Reicht es aus, wenn der unmittelbare Vorgesetzte davon weiß, oder muss eine Person, die eine Kündigung aussprechen kann, davon erfahren haben? Die Rechtsprechung hat sich für die zweite Variante entschieden. Dabei ist es für Außenstehende oft nicht nachvollziehbar, wann wer welche Informationen erhalten hat.

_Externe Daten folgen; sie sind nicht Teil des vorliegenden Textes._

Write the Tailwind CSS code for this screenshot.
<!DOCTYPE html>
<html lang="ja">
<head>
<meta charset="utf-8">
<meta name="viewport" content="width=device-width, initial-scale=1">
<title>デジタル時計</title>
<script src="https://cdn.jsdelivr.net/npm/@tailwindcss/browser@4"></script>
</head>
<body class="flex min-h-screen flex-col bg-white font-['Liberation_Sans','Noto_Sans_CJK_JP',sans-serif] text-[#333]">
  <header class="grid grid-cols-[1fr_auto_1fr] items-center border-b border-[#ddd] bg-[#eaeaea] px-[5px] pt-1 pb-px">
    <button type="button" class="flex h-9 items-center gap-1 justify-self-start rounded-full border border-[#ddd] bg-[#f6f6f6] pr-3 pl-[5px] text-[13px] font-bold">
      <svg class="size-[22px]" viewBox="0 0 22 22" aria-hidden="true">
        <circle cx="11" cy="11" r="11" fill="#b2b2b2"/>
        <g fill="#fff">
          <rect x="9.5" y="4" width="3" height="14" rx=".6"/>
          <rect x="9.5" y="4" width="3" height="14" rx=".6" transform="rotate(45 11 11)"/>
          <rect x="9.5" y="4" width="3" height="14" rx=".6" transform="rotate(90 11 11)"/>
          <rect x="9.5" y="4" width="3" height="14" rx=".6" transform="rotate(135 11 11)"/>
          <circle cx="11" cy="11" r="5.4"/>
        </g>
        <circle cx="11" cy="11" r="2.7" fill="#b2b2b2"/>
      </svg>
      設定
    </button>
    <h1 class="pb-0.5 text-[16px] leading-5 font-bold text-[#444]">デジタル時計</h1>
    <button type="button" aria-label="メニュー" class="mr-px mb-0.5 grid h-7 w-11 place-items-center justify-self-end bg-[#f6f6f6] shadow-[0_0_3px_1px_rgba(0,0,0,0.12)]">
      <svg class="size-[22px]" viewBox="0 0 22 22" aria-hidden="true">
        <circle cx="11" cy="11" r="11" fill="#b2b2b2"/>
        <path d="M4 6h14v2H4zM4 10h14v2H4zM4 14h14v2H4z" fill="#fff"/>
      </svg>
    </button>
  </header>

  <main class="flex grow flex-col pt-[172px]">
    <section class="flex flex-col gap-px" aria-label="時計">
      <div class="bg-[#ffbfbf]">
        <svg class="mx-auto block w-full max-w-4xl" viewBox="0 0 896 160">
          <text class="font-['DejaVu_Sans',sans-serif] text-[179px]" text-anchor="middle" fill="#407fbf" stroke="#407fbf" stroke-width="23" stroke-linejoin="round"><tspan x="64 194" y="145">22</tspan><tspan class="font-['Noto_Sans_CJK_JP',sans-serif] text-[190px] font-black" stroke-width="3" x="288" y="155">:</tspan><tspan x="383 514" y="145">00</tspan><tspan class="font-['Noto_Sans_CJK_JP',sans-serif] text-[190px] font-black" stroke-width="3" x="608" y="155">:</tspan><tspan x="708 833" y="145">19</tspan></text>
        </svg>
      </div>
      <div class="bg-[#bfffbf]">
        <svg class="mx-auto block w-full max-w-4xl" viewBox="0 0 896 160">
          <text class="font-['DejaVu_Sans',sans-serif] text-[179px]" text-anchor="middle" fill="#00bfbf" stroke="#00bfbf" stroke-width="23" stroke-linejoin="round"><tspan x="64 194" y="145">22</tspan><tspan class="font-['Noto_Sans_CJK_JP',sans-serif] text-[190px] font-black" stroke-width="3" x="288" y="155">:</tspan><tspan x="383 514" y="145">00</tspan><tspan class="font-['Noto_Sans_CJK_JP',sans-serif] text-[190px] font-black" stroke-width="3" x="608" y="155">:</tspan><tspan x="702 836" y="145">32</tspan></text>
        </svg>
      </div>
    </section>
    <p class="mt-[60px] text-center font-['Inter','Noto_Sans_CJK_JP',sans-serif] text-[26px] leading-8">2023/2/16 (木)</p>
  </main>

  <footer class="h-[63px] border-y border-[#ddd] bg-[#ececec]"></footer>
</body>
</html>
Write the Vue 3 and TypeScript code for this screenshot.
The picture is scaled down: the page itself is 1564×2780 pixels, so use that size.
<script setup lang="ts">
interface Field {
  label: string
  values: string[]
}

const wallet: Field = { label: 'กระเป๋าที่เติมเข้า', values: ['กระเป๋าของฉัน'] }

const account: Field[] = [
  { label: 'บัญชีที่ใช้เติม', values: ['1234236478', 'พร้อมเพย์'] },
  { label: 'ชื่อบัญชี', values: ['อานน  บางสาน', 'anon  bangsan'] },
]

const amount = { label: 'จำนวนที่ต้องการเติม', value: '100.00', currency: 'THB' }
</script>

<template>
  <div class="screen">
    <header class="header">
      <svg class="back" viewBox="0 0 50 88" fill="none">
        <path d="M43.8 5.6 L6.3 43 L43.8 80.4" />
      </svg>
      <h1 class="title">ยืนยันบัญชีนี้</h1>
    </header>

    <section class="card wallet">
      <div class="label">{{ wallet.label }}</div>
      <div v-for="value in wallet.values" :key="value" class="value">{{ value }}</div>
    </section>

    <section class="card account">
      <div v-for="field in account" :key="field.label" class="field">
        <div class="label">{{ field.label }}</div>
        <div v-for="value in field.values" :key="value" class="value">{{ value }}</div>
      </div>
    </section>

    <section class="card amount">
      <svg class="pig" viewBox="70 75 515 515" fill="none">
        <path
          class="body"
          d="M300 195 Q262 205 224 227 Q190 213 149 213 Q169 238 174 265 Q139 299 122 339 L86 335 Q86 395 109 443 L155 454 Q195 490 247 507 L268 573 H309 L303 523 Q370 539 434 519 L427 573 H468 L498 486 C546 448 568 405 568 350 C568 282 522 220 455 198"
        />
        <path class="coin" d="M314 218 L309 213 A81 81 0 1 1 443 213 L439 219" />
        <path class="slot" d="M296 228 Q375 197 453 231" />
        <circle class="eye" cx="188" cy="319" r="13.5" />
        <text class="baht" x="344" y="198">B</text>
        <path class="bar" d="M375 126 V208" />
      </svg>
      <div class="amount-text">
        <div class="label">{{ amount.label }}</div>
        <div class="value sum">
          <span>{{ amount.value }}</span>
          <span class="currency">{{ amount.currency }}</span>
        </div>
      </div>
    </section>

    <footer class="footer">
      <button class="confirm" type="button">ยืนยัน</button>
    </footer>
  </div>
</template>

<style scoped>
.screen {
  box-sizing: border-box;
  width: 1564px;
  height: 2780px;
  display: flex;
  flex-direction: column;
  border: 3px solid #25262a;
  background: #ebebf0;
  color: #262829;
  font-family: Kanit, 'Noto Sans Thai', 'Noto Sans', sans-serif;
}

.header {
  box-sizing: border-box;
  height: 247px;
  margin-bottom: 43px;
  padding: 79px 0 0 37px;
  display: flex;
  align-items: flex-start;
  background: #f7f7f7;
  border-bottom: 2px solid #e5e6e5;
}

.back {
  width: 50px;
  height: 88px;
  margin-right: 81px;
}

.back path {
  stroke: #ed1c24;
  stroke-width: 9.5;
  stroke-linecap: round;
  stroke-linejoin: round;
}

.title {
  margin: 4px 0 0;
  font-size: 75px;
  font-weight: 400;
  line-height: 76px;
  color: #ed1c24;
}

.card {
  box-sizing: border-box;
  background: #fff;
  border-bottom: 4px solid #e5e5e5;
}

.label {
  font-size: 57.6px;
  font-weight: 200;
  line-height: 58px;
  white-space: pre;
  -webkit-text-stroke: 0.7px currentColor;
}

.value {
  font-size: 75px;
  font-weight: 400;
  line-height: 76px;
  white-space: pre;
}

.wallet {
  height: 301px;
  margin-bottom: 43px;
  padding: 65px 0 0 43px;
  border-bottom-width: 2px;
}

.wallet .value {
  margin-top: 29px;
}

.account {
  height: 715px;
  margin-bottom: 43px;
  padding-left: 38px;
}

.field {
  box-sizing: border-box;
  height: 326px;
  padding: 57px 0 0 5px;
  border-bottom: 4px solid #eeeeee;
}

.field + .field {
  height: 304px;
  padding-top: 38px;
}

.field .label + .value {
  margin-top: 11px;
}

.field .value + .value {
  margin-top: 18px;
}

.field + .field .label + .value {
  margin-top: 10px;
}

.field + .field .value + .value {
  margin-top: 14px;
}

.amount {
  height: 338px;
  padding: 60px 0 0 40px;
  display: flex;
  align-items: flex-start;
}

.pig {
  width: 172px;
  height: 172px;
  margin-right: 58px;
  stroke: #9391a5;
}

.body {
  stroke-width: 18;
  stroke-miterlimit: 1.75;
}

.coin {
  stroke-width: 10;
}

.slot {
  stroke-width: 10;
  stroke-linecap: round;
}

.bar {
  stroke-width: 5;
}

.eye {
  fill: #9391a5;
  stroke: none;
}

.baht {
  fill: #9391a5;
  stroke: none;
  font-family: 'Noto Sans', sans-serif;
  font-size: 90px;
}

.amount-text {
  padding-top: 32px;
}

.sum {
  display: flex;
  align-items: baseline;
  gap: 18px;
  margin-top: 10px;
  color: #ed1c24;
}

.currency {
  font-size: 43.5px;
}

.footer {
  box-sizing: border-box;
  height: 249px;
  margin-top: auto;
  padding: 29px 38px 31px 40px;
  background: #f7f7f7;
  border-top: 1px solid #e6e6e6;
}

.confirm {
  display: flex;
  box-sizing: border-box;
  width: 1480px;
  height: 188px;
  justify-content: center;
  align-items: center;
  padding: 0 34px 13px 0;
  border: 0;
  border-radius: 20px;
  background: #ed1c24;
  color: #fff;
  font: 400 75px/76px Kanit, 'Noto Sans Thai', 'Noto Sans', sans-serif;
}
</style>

Außerdem muss der Arbeitgeber den/ die Arbeitnehmer*in zuvor anhören. Auch hier kann einige Zeit ins Land gehen. Wenn sich der Arbeitgeber bei seinen Ermittlungen noch mehr Zeit lassen kann, weil er auf Auskunftspersonen Rücksicht nehmen muss, dürfte der Schutz, den die Regelung des § 626 Abs. 2 BGB eigentlich bieten sollte, endgültig ins Leere gehen- so wünschenswert es auch ist, dass auf Opfern von sexuellen Übergriffen oder Mobbingopfern Rücksicht genommen wird.

Rechtliche Grundlagen

Bürgerliches Gesetzbuch (BGB)

§ 626 Fristlose Kündigung aus wichtigem Grund
(1) Das Dienstverhältnis kann von jedem Vertragsteil aus wichtigem Grund ohne Einhaltung einer Kündigungsfrist gekündigt werden, wenn Tatsachen vorliegen, auf Grund derer dem Kündigenden unter Berücksichtigung aller Umstände des Einzelfalles und unter Abwägung der Interessen beider Vertragsteile die Fortsetzung des Dienstverhältnisses bis zum Ablauf der Kündigungsfrist oder bis zu der vereinbarten Beendigung des Dienstverhältnisses nicht zugemutet werden kann.
(2) Die Kündigung kann nur innerhalb von zwei Wochen erfolgen. Die Frist beginnt mit dem Zeitpunkt, in dem der Kündigungsberechtigte von den für die Kündigung maßgebenden Tatsachen Kenntnis erlangt. Der Kündigende muss dem anderen Teil auf Verlangen den Kündigungsgrund unverzüglich schriftlich mitteilen.